The triangle-inequality uses a so called "Gluing lemma" (also found in Villani's book). It states that if $\mu_{1},\mu_{2},\mu_{3}$ are Borel probability measures on $X$, and $\pi_{1,2}\in\Pi(\mu_{1},\mu_{2})$ and $\pi_{2,3}\in\Pi(\mu_{2},\mu_{3})$ are optimal transference plans, then there exists a Borel probability measure $\mu$ on $X^{3}$ with marginals $\pi_{1,2}$ to the left $X\times X$ and $\pi_{2,3}$ to the right $X\times X$. This measure in a sense glues together $\pi_{1,2}$ and $\pi_{2,3}$. It follows by a simple argument using the marginal properties of each measure that the marginal of $\mu$ to $X\times X$ (the first and third $X$) denoted by $\pi_{1,3}$ is a transference plan in $\Pi(\mu_{1},\mu_{3})$ (not necessarily optimal!) $(*)$. Using minkovski inequality of $L^{p}(X^{3},\mu)$ $(**)$, marginal properties of the measures $(***)$, optimality of $\pi_{1,2}$ and $\pi_{2,3}$ $(****)$, we obtain \begin{align*} W_{p}(\mu_{1},\mu_{3}) &\overset{(*)}{\leq} \bigg(\int_{X\times X}d(x,z)^{p}\,d\pi_{1,3}(x,z)\bigg)^{\frac{1}{p}}\overset{(***)}{=}\bigg(\int_{X\times X\times X}d(x,z)^{p}\,d\mu(x,y,z)\bigg)^{\frac{1}{p}} \\ &\leq \bigg(\int_{X\times X\times X}(d(x,y)+d(y,z))^{p}\,d\mu(x,y,z)\bigg)^{\frac{1}{p}} \\ &\overset{(**)}{\leq}\bigg(\int_{X\times X\times X}d(x,y)^{p}\,d\mu(x,y,z)\bigg)^{\frac{1}{p}}+\bigg(\int_{X\times X\times X}d(y,z)^{p}\,d\mu(x,y,z)\bigg)^{\frac{1}{p}} \\ &\overset{(***)}{=}\bigg(\int_{X\times X}d(x,y)^{p}\,d\pi_{1,2}(x,y)\bigg)^{\frac{1}{p}}+\bigg(\int_{X X\times X}d(y,z)^{p}\,d\pi_{2,3}(y,z)\bigg)^{\frac{1}{p}} \\ &\overset{(****)}{=}W_{p}(\mu_{1},\mu_{2})+W_{p}(\mu_{2},\mu_{3}). \end{align*} So we have the triangle-inequality.

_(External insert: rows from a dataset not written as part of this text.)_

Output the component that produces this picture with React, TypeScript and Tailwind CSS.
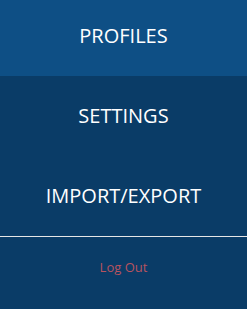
import React from 'react'

const items = [
  { label: 'PROFILES', active: true },
  { label: 'SETTINGS', active: false },
  { label: 'IMPORT/EXPORT', active: false },
]

export default function App() {
  return (
    <div className="w-[247px] h-[309px] bg-[#0a3c67] flex flex-col" style={{ fontFamily: '"Open Sans", sans-serif' }}>
      {items.map((it, i) => (
        <button
          key={it.label}
          className={`w-full flex items-center justify-center text-white text-[20px] ${
            i === 0 ? 'h-[76px] pb-[4px]' : 'h-[80px]'
          } ${it.active ? 'bg-[#0e4f85]' : ''}`}
        >
          {it.label}
        </button>
      ))}
      <div className="h-px bg-[#e6e6e6]" />
      <button className="h-[62px] w-full flex items-center justify-center text-[13px] text-[#b8535f]">
        Log Out
      </button>
    </div>
  )
}
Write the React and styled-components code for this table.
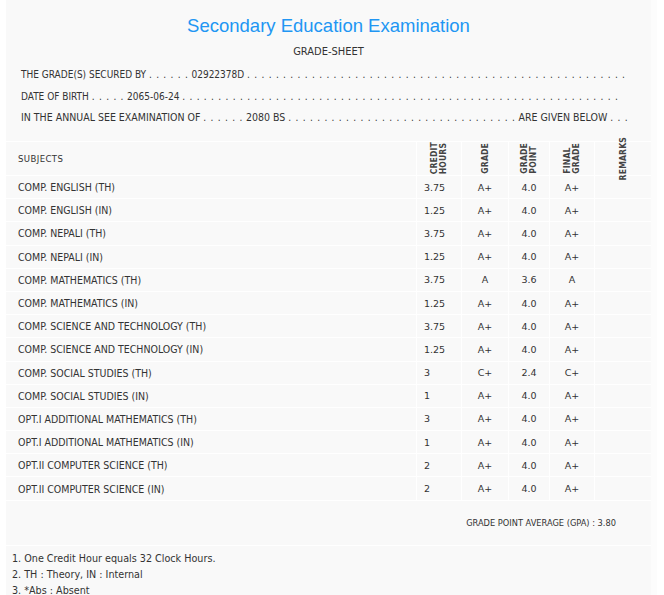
import React from 'react';
import styled, { createGlobalStyle } from 'styled-components';

const GlobalStyle = createGlobalStyle`
  body {
    margin: 0;
    background: #ffffff;
    font-family: "DejaVu Sans Condensed", "DejaVu Sans", sans-serif;
    color: #333333;
  }
`;

const dots = n => <Dots>{Array(n).fill('.').join(' ')}</Dots>;

const subjects = [
    { name: 'COMP. ENGLISH (TH)', credit: '3.75', grade: 'A+', point: '4.0', final: 'A+' },
    { name: 'COMP. ENGLISH (IN)', credit: '1.25', grade: 'A+', point: '4.0', final: 'A+' },
    { name: 'COMP. NEPALI (TH)', credit: '3.75', grade: 'A+', point: '4.0', final: 'A+' },
    { name: 'COMP. NEPALI (IN)', credit: '1.25', grade: 'A+', point: '4.0', final: 'A+' },
    { name: 'COMP. MATHEMATICS (TH)', credit: '3.75', grade: 'A', point: '3.6', final: 'A' },
    { name: 'COMP. MATHEMATICS (IN)', credit: '1.25', grade: 'A+', point: '4.0', final: 'A+' },
    { name: 'COMP. SCIENCE AND TECHNOLOGY (TH)', credit: '3.75', grade: 'A+', point: '4.0', final: 'A+' },
    { name: 'COMP. SCIENCE AND TECHNOLOGY (IN)', credit: '1.25', grade: 'A+', point: '4.0', final: 'A+' },
    { name: 'COMP. SOCIAL STUDIES (TH)', credit: '3', grade: 'C+', point: '2.4', final: 'C+' },
    { name: 'COMP. SOCIAL STUDIES (IN)', credit: '1', grade: 'A+', point: '4.0', final: 'A+' },
    { name: 'OPT.I ADDITIONAL MATHEMATICS (TH)', credit: '3', grade: 'A+', point: '4.0', final: 'A+' },
    { name: 'OPT.I ADDITIONAL MATHEMATICS (IN)', credit: '1', grade: 'A+', point: '4.0', final: 'A+' },
    { name: 'OPT.II COMPUTER SCIENCE (TH)', credit: '2', grade: 'A+', point: '4.0', final: 'A+' },
    { name: 'OPT.II COMPUTER SCIENCE (IN)', credit: '2', grade: 'A+', point: '4.0', final: 'A+' },
];

export default function App() {
    return (
        <>
            <GlobalStyle />
            <Sheet>
                <Title>Secondary Education Examination</Title>
                <SubTitle>GRADE-SHEET</SubTitle>
                <InfoList>
                    <InfoLine>THE GRADE(S) SECURED BY {dots(6)} 02922378D {dots(53)}</InfoLine>
                    <InfoLine>DATE OF BIRTH {dots(5)} 2065-06-24 {dots(61)}</InfoLine>
                    <InfoLine $wide>IN THE ANNUAL SEE EXAMINATION OF {dots(6)} 2080 BS {dots(32)} ARE GIVEN BELOW {dots(3)}</InfoLine>
                </InfoList>

                <Table>
                    <HeadRow>
                        <SubjectCell $head>SUBJECTS</SubjectCell>
                        <Cell><VerticalLabel>CREDIT<br />HOURS</VerticalLabel></Cell>
                        <Cell><VerticalLabel>GRADE</VerticalLabel></Cell>
                        <Cell><VerticalLabel>GRADE<br />POINT</VerticalLabel></Cell>
                        <Cell><VerticalLabel>FINAL<br />GRADE</VerticalLabel></Cell>
                        <Cell><VerticalLabel>REMARKS</VerticalLabel></Cell>
                    </HeadRow>
                    {subjects.map(s => (
                        <Row key={s.name}>
                            <SubjectCell>{s.name}</SubjectCell>
                            <Cell $left>{s.credit}</Cell>
                            <Cell>{s.grade}</Cell>
                            <Cell>{s.point}</Cell>
                            <Cell>{s.final}</Cell>
                            <Cell />
                        </Row>
                    ))}
                    <GpaRow>GRADE POINT AVERAGE (GPA) : 3.80</GpaRow>
                </Table>

                <Notes>
                    <li>1. One Credit Hour equals 32 Clock Hours.</li>
                    <li>2. TH : Theory, IN : Internal</li>
                    <li>3. *Abs : Absent</li>
                </Notes>
            </Sheet>
        </>
    );
}

const Sheet = styled.div`
    margin-left: 6px;
    width: 645px;
    min-height: 640px;
    background: #f9f9f9;
    border-right: 6px solid #fcfcfc;
    padding-top: 14px;
`;

const Title = styled.h1`
    margin: 0;
    font-family: "Liberation Sans", Arial, sans-serif;
    font-weight: normal;
    font-size: 18.5px;
    line-height: 24px;
    color: #2196f3;
    text-align: center;
`;

const SubTitle = styled.div`
    margin-top: 7px;
    font-size: 11px;
    line-height: 14px;
    text-align: center;
`;

const InfoList = styled.div`
    padding: 5px 0 0 15px;
`;

const InfoLine = styled.div`
    font-size: ${p => (p.$wide ? '10.5px' : '10px')};
    line-height: 21.5px;
    white-space: nowrap;
`;

const Dots = styled.span`
    font-size: 10px;
    letter-spacing: 0.75px;
`;

const Table = styled.div`
    margin-top: 12.5px;
    border-top: 1px solid #ffffff;
`;

const Row = styled.div`
    display: grid;
    grid-template-columns: 410px 45px 47px 41px 45px 57px;
    grid-template-rows: 100%;
    height: 23.2px;
    border-bottom: 1px solid #ffffff;
    box-sizing: border-box;
    font-family: "DejaVu Sans", Verdana, sans-serif;
    font-size: 9.5px;
`;

const HeadRow = styled(Row)`
    height: 34px;
`;

const Cell = styled.div`
    min-height: 0;
    border-left: 1px solid #ffffff;
    display: flex;
    align-items: center;
    justify-content: ${p => (p.$left ? 'flex-start' : 'center')};
    padding-left: ${p => (p.$left ? '7px' : '0')};
`;

const SubjectCell = styled.div`
    min-height: 0;
    display: flex;
    align-items: center;
    padding-left: 12px;
    font-family: "DejaVu Sans Condensed", "DejaVu Sans", sans-serif;
    font-size: ${p => (p.$head ? '9.5px' : '10.5px')};
    letter-spacing: ${p => (p.$head ? '0.4px' : '0')};
`;

const VerticalLabel = styled.div`
    writing-mode: vertical-rl;
    transform: rotate(180deg);
    font-family: "DejaVu Sans Condensed", sans-serif;
    font-weight: bold;
    font-size: 8.5px;
    line-height: 9px;
    letter-spacing: 0.2px;
    white-space: nowrap;
    color: #444444;
`;

const GpaRow = styled.div`
    height: 45px;
    box-sizing: border-box;
    border-bottom: 1px solid #ffffff;
    display: flex;
    align-items: center;
    justify-content: flex-end;
    padding-right: 35px;
    font-size: 9.2px;
`;

const Notes = styled.ul`
    list-style: none;
    margin: 0;
    padding: 5px 0 0 6px;
    font-size: 10.7px;
    line-height: 16px;
`;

About the $W_{p}(\mu,\mu)=0$, take the homeomorphism $f:X\to\Delta$ given by $x\mapsto(x,x)$, i.e. $\Delta$ is the "diagonal" of $X\times X$. Then take $\nu:=f_{\#}\mu$ (which is a Borel probability measure on the diagonal $\Delta$) and furthermore define a Borel probability measure $\pi$ on the product space $X\times X$ by setting $\pi(A)=\nu(A\cap\Delta)$ for all Borel sets $A$. Now $\pi$ is a transference plan between $\mu$ to itself (not necessarily optimal!), which is a straight-forward proof, and it vanishes outside the diagonal (i.e. $\pi(\Delta^{c})=0$). Since the diagonal is the zero set of the metric $d$, we conclude that \begin{equation*} W_{p}(\mu,\mu)^{p}\leq \int_{X\times X}d(x,y)^{p}\,\pi(x,y)=\int_{\Delta}d(x,y)^{p}\,\pi(x,y)+\int_{\Delta^{c}}d(x,y)^{p}\,\pi(x,y)=0+0=0, \end{equation*} whence $W_{p}(\mu,\mu)=0$.